### Problem details
Retype the run of lines that opens with the line containing "Generate a component" and closes with the line containing "import React from", exactly and inclusively, but skip the pictures.

-- BEGIN Input for this task --

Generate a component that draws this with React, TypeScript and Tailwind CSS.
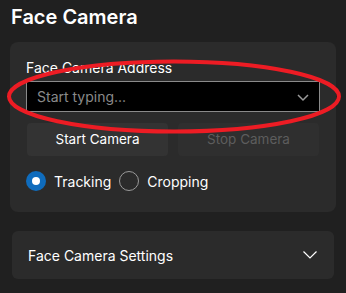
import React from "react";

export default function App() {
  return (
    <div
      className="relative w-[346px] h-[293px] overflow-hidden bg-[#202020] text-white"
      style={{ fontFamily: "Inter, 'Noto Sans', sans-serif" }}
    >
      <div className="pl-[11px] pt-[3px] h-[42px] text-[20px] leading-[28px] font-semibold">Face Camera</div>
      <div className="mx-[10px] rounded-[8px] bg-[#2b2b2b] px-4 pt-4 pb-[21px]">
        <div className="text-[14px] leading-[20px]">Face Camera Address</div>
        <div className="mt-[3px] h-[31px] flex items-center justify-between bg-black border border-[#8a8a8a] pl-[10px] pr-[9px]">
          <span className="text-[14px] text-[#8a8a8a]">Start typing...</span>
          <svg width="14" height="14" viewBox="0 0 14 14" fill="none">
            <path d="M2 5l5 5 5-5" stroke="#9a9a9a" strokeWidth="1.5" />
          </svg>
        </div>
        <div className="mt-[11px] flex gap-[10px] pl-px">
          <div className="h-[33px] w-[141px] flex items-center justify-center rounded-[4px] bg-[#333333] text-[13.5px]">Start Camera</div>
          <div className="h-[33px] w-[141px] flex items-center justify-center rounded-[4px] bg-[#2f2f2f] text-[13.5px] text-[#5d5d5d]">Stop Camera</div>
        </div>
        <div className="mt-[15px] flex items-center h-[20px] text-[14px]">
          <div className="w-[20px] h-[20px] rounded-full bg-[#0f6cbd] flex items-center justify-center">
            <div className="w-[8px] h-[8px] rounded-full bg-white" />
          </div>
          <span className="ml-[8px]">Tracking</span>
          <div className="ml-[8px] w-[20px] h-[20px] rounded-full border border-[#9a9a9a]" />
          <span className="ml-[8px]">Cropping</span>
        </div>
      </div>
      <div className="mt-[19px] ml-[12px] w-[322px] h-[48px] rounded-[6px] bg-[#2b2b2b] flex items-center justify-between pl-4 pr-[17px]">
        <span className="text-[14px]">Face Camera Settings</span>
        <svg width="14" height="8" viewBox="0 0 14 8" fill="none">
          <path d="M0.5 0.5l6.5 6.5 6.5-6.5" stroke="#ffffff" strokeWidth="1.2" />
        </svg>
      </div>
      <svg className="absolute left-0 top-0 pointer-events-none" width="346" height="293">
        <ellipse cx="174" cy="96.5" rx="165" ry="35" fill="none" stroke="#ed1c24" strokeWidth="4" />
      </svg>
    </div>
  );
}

-- END Input for this task --
-- BEGIN Input for this task --

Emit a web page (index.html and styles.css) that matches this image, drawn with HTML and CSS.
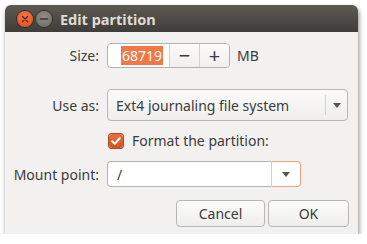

-- END Input for this task --

### Task output
Generate a component that draws this with React, TypeScript and Tailwind CSS.
import React from "react";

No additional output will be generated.